Speeding up package management.
Package management enables users to easily install software while the package manager handles locating and downloading all the dependencies of the software. Software itself is stored in so called “Package Repositories” which typically consist of:
- The software packages themselves
The metadata lets the package manager know what software exists within the repository and information about each piece of software. Such as which other packages an individual package depends on, along with descriptions and package contents.
In RPM based distros the rpm-md (rpm metadata) metadata format is becoming fairly standard, although there are many other formats.
When the package manager is to be used it must (either manually or automatically) check whether any of the available repositories have been updated. If they have been updated it must update its local cache of the repository metadata so that it knows the correct locations of packages. This update operation can be slow (especially for dial-up users) as the metadata for a large repository can be quite large, particularly with the rpm-md format of [binary] xml. For example the main openSUSE repository has 55mb of compressed rpm-md metadata, and that’s with the source and non-free packages stripped out.
This slow repository refresh operation becomes most annoying when the package manager is dealing with largish repositories which change frequently, such as the online update repository, packman repository, and guru repositories for SUSE. For example: Last night the guru repository was updated with a half-dozen new packages. This would mean a 1.7mb download of metadata for all users subscribed to this repository so that their package manager knows that these 6 new packages are there.
Most of the data downloaded in each refresh is often redundant, the package manager must re-download it all to know that 99.9% of the packages are exactly the same as they were last time it checked. Clearly it would be preferable to only download the differences in metadata. Various solutions have been considered. Duncan is looking at zsync which looks very interesting. Intrigued at how much improvement users might see from metadata diffs I thought I’d investigate the potential gains.

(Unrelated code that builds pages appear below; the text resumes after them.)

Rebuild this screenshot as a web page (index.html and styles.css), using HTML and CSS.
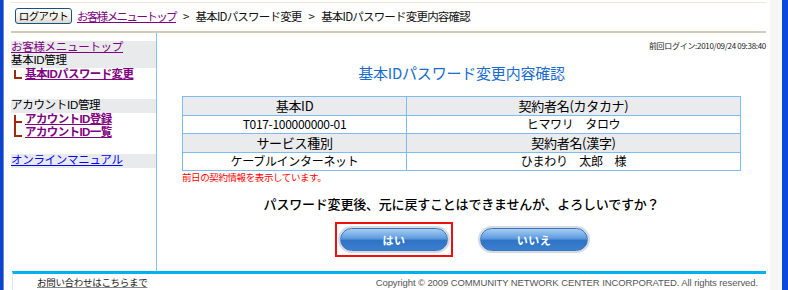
FILE: index.html
```html
<!DOCTYPE html>
<html>
<head>
<meta charset="utf-8">
<title>基本IDパスワード変更内容確認</title>
<link rel="stylesheet" href="styles.css">
</head>
<body>

<div class="window">
  <div class="win-edge-left"></div>

  <div class="page">
    <!-- Header / breadcrumb -->
    <div class="header">
      <button class="logout">ログアウト</button>
      <a class="crumb-link" href="#">お客様メニュートップ</a>
      <span class="crumb-sep">&gt;</span>
      <span class="crumb">基本IDパスワード変更</span>
      <span class="crumb-sep">&gt;</span>
      <span class="crumb">基本IDパスワード変更内容確認</span>
    </div>

    <div class="body">
      <!-- Side menu -->
      <div class="menu">
        <div class="menu-group">
          <div class="menu-head">
            <a class="menu-top" href="#">お客様メニュートップ</a>
            <div>基本ID管理</div>
          </div>
          <div class="menu-item"><span class="tree end"></span><a href="#">基本IDパスワード変更</a></div>
        </div>

        <div class="menu-group">
          <div class="menu-head">アカウントID管理</div>
          <div class="menu-item"><span class="tree mid"></span><a href="#">アカウントID登録</a></div>
          <div class="menu-item"><span class="tree end"></span><a href="#">アカウントID一覧</a></div>
        </div>

        <div class="menu-group">
          <div class="menu-head"><a class="menu-manual" href="#">オンラインマニュアル</a></div>
        </div>
      </div>

      <!-- Main content -->
      <div class="main">
        <div class="last-login">前回ログイン:2010/09/24 09:38:40</div>
        <h1 class="title">基本IDパスワード変更内容確認</h1>

        <table class="info">
          <tr class="head">
            <td class="col-a">基本ID</td>
            <td>契約者名(カタカナ)</td>
          </tr>
          <tr>
            <td class="col-a">T017-100000000-01</td>
            <td>ヒマワリ　タロウ</td>
          </tr>
          <tr class="head">
            <td class="col-a">サービス種別</td>
            <td>契約者名(漢字)</td>
          </tr>
          <tr>
            <td class="col-a">ケーブルインターネット</td>
            <td>ひまわり　太郎　様</td>
          </tr>
        </table>
        <div class="note">前日の契約情報を表示しています。</div>

        <p class="question">パスワード変更後、元に戻すことはできませんが、よろしいですか？</p>

        <div class="actions">
          <div class="focus-box"><button class="pill">はい</button></div>
          <button class="pill">いいえ</button>
        </div>
      </div>
    </div>

    <!-- Footer -->
    <div class="footer">
      <a class="contact" href="#">お問い合わせはこちらまで</a>
      <span class="copyright">Copyright &copy; 2009 COMMUNITY NETWORK CENTER INCORPORATED. All rights reserved.</span>
    </div>
  </div>

  <div class="win-scroll"></div>
  <div class="win-edge-right"></div>
</div>

</body>
</html>
```

FILE: styles.css
```css
/* Reset */
* {
  margin: 0;
  padding: 0;
  box-sizing: border-box;
}

body {
  font-family: "Noto Sans CJK JP", "Liberation Sans", sans-serif;
  font-size: 12px;
  color: #000;
  background-color: #fff;
}

a {
  color: #800080;
}

/* Browser window frame */
.window {
  display: flex;
  height: 290px;
  overflow: hidden;
}

.win-edge-left {
  width: 4px;
  background-color: #0842d6;
  border-right: 1px solid #7b8ea8;
}

.win-scroll {
  width: 12px;
  background-color: #f6f6f4;
}

.win-edge-right {
  width: 6px;
  background-color: #0a48e0;
}

.page {
  flex: 1;
  display: flex;
  flex-direction: column;
  padding: 0 4px 0 7px;
}

/* Header */
.header {
  display: flex;
  align-items: center;
  gap: 4px;
  height: 31px;
  margin-top: 2px;
  padding: 0 0 2px 4px;
  border-top: 1px solid #ebe7da;
  border-bottom: 2px solid #cfcbba;
}

.logout {
  width: 57px;
  height: 16px;
  padding: 0;
  margin-right: 1px;
  font-family: inherit;
  font-size: 10.5px;
  line-height: 12px;
  letter-spacing: -0.6px;
  white-space: nowrap;
  border: 1px solid #1c4f86;
  border-radius: 3px;
  background: linear-gradient(#ffffff, #f0efe8 60%, #dcd9cc);
  color: #000;
}

.crumb-link {
  font-size: 11.5px;
  color: #800080;
  letter-spacing: -1.6px;
}

.crumb, .crumb-sep {
  font-size: 11.5px;
  color: #111;
  letter-spacing: -0.8px;
}

.crumb-sep {
  margin: 0 3px;
}

/* Body: menu + main */
.body {
  display: flex;
  height: 238px;
}

.menu {
  width: 146px;
  padding-top: 8px;
  border-right: 1px solid #8dbdee;
  font-family: "Liberation Sans", "Noto Sans CJK JP", sans-serif;
  font-size: 11.5px;
  line-height: 13px;
  letter-spacing: -0.3px;
}

.menu-group {
  margin-bottom: 18px;
}

.menu-group:nth-child(2) {
  margin-bottom: 15px;
}

.menu-head {
  background-color: #e8eaec;
  padding: 0 0 1px 0;
}

.menu-top {
  display: block;
  color: #800080;
}

.menu-manual {
  color: #0000ff;
}

.menu-item {
  display: flex;
  align-items: flex-end;
  padding-left: 3px;
}

.menu-item a {
  font-weight: bold;
  color: #800080;
  letter-spacing: -0.6px;
}

/* Tree connector marks */
.tree {
  display: inline-block;
  width: 8px;
  height: 9px;
  margin: 0 3px 2px 0;
  border-left: 2px solid #a0280c;
  border-bottom: 2px solid #a0280c;
}

.tree.mid {
  height: 13px;
  margin-bottom: -2px;
  border-bottom: none;
  position: relative;
}

.tree.mid::after {
  content: "";
  position: absolute;
  left: 0;
  top: 6px;
  width: 6px;
  border-top: 2px solid #a0280c;
}

/* Main */
.main {
  flex: 1;
  display: flex;
  flex-direction: column;
  align-items: center;
}

.last-login {
  align-self: flex-end;
  margin-top: 8px;
  font-size: 8px;
  line-height: 10px;
  color: #222;
  letter-spacing: -0.3px;
}

.title {
  margin-top: 12px;
  font-size: 15px;
  font-weight: normal;
  color: #1a6ccc;
  line-height: 20px;
  letter-spacing: -0.2px;
}

.info {
  width: 559px;
  margin-top: 13px;
  border-collapse: collapse;
  border: 1px solid #6cb0f2;
  font-size: 12px;
}

.info td {
  height: 18.5px;
  padding: 0;
  text-align: center;
  border: 1px solid #7fbaf2;
  line-height: 16px;
  letter-spacing: -0.3px;
}

.info td.col-a {
  width: 224px;
}

.info tr.head td {
  background-color: #e9ebed;
  font-size: 13px;
}

.note {
  align-self: flex-start;
  margin-left: 25px;
  font-size: 9.5px;
  line-height: 12px;
  color: #ff0000;
  letter-spacing: -0.4px;
}

.question {
  margin-top: 13px;
  font-size: 13px;
  font-weight: 500;
  line-height: 16px;
  letter-spacing: -0.2px;
  color: #000;
}

.actions {
  display: flex;
  align-items: center;
  gap: 27px;
  margin-top: 10px;
}

.focus-box {
  padding: 4px 3px;
  border: 2px solid #ee1010;
}

.pill {
  width: 108px;
  height: 23px;
  border: 1px solid #3e74b8;
  border-radius: 12px;
  box-shadow: 0 0 0 2px #d4dbe4;
  background: linear-gradient(#a7cdf1, #5d9be0 45%, #2f73c4 55%, #3b80cf);
  color: #fff;
  font-family: inherit;
  font-size: 11px;
  font-weight: bold;
  letter-spacing: 0.5px;
}

/* Footer */
.footer {
  display: flex;
  justify-content: space-between;
  align-items: center;
  margin-left: 1px;
  height: 19px;
  border-top: 3px solid #00b2f0;
  border-left: 1px solid #e4e4e0;
  padding: 0 8px 0 24px;
  font-size: 9.5px;
}

.contact {
  color: #222;
  text-decoration-color: #888;
  letter-spacing: -0.3px;
}

.copyright {
  font-family: "Liberation Sans", sans-serif;
  color: #555;
  font-size: 9.5px;
  letter-spacing: -0.1px;
}
```
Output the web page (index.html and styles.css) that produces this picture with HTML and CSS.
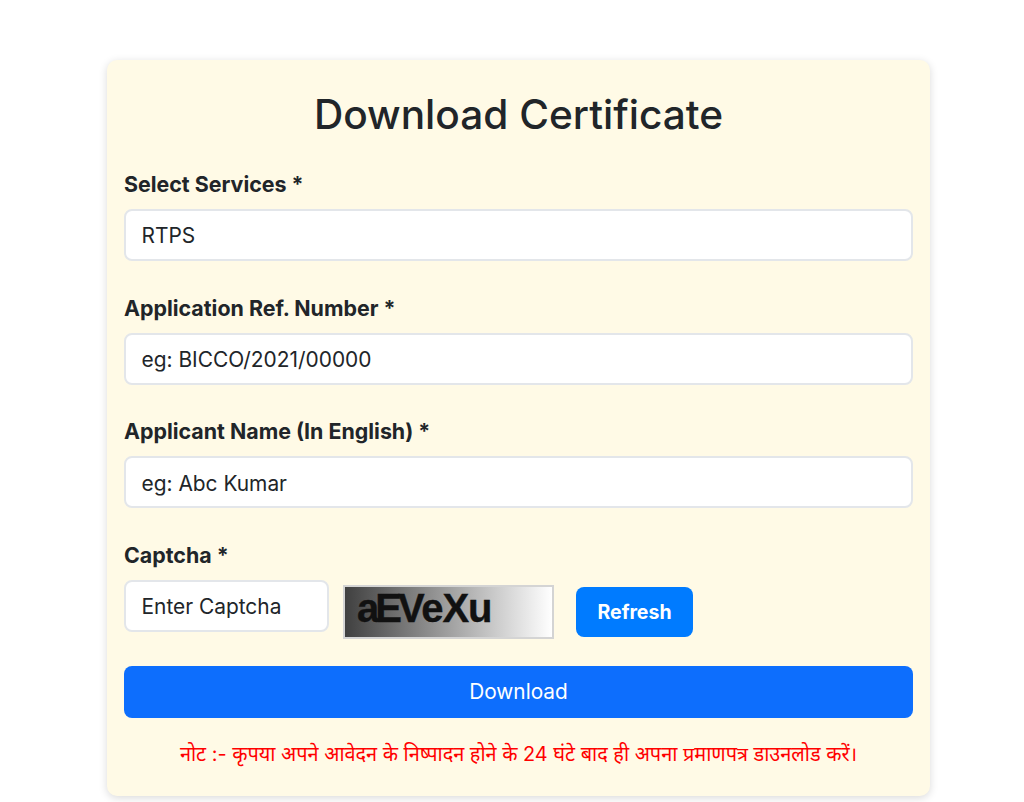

Using last night’s guru metadata change as an example I wrote a simple utility to read the xml and create a new xml file containing those packages which were added, and those which were deleted in the last update. This turned out to be trivial as rpm-md identifies each package by its checksum. The result:
Complete metadata (currently downloaded on each update: 1.7mb total
Differences to last metadata (in same xml format): 5.4kb total.
Time to refresh on dialup would decrease from about 5 mins, to less than a second.
The time to refresh a repository would be proportional to the number of changes, rather than the size of the repository.
Diffs would either have to be maintained on the server from every revision of the package repository to the current revision, or just have a new diff created on each update from the previous version and the client side could chain the diffs together to work out the cumulative changes.
Unfortunately this method would not be beneficial to repositories where everything changes at once (e.g. factory, build service KDE). Zsync should provide a better all-purpose solution. This experiment has enlightened me as to the potential benefits of metadata diffing though.
The input and output files, and code used Please note this was only written to investigate the potential gains and is not suitable for actual use.
There are also other simpler ways that the amount of data downloaded can be reduced.
- Reduce data downloaded
Much of the data such as the package changelogs is irrelevant to the package management operation and few users are likely to need to view changelogs of packages which are not yet installed.
- Include metadata on the install media
The metadata for the static repositories could be shipped along with the install media, so the user doesn’t have to download 50mb of data at the end of the installation process.